GOAL =
Only the lines from the start of the data below through the line that contains "border-radius: 8px;" are to be copied, exactly and without pictures.

DATA LINES =
**********

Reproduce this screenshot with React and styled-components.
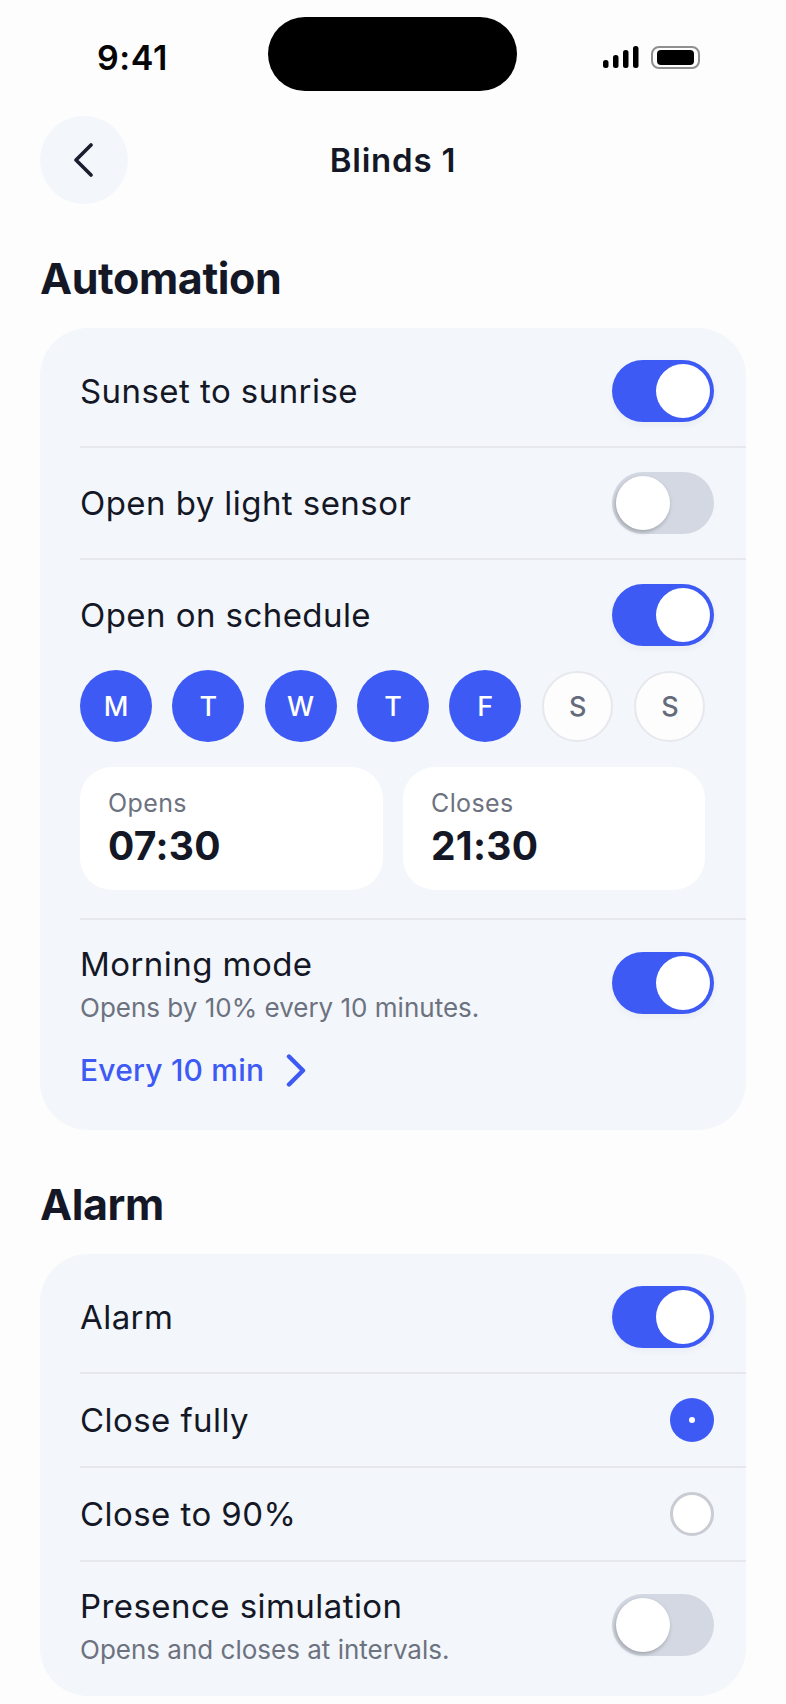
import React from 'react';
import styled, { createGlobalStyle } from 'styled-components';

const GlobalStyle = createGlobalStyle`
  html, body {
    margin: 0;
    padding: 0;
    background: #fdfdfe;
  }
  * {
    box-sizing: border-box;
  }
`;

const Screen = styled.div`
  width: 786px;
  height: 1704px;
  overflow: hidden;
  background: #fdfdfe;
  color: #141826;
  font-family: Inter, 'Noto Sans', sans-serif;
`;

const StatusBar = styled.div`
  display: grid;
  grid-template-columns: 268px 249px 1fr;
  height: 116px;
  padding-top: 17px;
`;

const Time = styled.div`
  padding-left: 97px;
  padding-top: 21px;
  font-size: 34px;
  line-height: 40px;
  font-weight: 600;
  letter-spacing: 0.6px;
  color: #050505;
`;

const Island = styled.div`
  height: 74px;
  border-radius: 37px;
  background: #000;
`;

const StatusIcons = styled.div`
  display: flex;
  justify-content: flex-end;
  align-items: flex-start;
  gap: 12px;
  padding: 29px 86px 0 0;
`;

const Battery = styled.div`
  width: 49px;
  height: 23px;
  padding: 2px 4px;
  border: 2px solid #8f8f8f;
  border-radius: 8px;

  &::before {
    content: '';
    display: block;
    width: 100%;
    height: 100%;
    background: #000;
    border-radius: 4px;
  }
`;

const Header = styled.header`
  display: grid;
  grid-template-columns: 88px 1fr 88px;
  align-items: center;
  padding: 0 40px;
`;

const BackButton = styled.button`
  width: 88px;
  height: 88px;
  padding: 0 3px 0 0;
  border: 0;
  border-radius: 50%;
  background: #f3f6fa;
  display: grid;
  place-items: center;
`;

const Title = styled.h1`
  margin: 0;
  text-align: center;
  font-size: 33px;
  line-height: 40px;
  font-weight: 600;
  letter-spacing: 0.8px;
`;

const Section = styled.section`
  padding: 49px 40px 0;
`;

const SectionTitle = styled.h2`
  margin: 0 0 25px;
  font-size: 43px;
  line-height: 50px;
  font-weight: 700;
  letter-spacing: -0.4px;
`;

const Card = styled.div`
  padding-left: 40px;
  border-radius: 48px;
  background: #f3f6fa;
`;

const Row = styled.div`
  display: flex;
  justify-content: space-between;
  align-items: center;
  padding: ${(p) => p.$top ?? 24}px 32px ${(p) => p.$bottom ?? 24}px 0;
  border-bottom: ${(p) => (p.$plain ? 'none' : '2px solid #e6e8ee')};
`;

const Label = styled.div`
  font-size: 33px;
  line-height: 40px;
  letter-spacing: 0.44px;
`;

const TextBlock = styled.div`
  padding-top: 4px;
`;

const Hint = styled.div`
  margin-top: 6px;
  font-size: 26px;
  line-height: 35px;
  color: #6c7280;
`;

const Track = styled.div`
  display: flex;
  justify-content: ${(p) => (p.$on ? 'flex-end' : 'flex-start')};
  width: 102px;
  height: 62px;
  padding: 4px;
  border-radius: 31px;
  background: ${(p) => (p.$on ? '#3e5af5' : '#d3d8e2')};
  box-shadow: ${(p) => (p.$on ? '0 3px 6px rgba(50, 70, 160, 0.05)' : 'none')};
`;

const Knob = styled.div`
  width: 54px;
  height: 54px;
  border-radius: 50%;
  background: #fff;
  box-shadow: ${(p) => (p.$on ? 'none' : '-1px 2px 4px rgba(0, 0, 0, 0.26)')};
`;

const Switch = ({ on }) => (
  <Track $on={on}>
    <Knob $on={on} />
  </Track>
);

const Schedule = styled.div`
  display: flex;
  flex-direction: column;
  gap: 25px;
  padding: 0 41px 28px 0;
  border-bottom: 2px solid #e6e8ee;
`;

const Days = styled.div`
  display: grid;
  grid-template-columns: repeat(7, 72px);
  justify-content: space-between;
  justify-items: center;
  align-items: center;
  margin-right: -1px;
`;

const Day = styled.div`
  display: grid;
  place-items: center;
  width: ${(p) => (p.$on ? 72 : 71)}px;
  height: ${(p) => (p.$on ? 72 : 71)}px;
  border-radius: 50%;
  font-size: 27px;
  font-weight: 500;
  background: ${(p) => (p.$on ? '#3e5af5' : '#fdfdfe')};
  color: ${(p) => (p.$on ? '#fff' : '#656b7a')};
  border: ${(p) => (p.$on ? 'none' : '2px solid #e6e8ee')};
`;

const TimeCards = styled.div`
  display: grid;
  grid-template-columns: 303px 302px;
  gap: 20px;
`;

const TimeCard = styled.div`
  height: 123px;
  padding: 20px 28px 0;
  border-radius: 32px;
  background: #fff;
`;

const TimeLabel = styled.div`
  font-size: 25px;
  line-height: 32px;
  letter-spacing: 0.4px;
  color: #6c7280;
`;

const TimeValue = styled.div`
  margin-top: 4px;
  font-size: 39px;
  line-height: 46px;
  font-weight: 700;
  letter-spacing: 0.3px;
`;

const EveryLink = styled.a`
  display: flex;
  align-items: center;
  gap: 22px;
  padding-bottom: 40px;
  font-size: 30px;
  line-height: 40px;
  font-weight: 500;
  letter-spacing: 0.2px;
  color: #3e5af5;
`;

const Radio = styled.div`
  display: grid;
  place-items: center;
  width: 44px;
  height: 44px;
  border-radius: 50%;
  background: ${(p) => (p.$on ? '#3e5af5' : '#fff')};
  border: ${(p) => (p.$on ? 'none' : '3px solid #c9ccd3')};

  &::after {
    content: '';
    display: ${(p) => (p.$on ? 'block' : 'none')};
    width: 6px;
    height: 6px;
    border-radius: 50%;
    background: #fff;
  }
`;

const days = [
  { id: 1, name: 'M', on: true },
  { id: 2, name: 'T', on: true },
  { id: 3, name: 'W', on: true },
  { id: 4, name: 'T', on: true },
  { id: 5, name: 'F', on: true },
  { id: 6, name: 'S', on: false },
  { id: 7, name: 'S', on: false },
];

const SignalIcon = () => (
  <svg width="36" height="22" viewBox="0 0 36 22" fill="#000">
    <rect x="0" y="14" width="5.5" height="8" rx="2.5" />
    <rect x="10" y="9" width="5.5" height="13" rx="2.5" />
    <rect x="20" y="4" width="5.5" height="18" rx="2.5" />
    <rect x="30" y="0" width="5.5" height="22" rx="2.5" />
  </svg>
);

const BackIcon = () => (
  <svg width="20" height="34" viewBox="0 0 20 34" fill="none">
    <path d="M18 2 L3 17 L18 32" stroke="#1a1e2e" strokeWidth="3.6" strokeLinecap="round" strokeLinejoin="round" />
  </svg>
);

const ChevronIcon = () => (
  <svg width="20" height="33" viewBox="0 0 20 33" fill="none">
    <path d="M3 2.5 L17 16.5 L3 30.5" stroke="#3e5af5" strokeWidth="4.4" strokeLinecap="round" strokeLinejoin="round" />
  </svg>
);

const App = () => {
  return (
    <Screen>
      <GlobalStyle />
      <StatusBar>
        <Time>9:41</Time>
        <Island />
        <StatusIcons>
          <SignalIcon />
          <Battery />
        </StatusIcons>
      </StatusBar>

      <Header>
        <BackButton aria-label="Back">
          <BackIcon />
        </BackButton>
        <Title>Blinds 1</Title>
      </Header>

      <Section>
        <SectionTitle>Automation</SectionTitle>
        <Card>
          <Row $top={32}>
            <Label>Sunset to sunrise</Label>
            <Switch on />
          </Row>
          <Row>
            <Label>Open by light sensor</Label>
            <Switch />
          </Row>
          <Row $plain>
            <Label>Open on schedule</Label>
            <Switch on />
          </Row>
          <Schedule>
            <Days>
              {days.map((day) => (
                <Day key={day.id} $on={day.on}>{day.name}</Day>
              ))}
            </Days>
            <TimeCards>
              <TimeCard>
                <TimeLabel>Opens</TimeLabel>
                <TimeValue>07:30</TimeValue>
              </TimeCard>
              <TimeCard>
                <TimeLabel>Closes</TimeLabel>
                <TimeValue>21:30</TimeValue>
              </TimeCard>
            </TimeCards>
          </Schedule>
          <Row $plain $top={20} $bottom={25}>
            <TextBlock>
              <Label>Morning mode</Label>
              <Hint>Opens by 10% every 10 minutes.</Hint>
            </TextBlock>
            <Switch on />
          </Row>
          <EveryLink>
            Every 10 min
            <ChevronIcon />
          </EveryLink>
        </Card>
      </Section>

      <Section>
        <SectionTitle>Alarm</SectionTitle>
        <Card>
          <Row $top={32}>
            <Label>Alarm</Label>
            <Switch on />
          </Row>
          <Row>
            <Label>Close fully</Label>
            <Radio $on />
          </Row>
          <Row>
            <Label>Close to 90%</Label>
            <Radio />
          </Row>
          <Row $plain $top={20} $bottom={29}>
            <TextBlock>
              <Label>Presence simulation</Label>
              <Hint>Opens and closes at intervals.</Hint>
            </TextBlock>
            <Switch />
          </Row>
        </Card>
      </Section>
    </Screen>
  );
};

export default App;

**********

ANSWER =
Reproduce this screenshot with React and styled-components.
import React from 'react';
import styled, { createGlobalStyle } from 'styled-components';

const GlobalStyle = createGlobalStyle`
  html, body {
    margin: 0;
    padding: 0;
    background: #fdfdfe;
  }
  * {
    box-sizing: border-box;
  }
`;

const Screen = styled.div`
  width: 786px;
  height: 1704px;
  overflow: hidden;
  background: #fdfdfe;
  color: #141826;
  font-family: Inter, 'Noto Sans', sans-serif;
`;

const StatusBar = styled.div`
  display: grid;
  grid-template-columns: 268px 249px 1fr;
  height: 116px;
  padding-top: 17px;
`;

const Time = styled.div`
  padding-left: 97px;
  padding-top: 21px;
  font-size: 34px;
  line-height: 40px;
  font-weight: 600;
  letter-spacing: 0.6px;
  color: #050505;
`;

const Island = styled.div`
  height: 74px;
  border-radius: 37px;
  background: #000;
`;

const StatusIcons = styled.div`
  display: flex;
  justify-content: flex-end;
  align-items: flex-start;
  gap: 12px;
  padding: 29px 86px 0 0;
`;

const Battery = styled.div`
  width: 49px;
  height: 23px;
  padding: 2px 4px;
  border: 2px solid #8f8f8f;
  border-radius: 8px;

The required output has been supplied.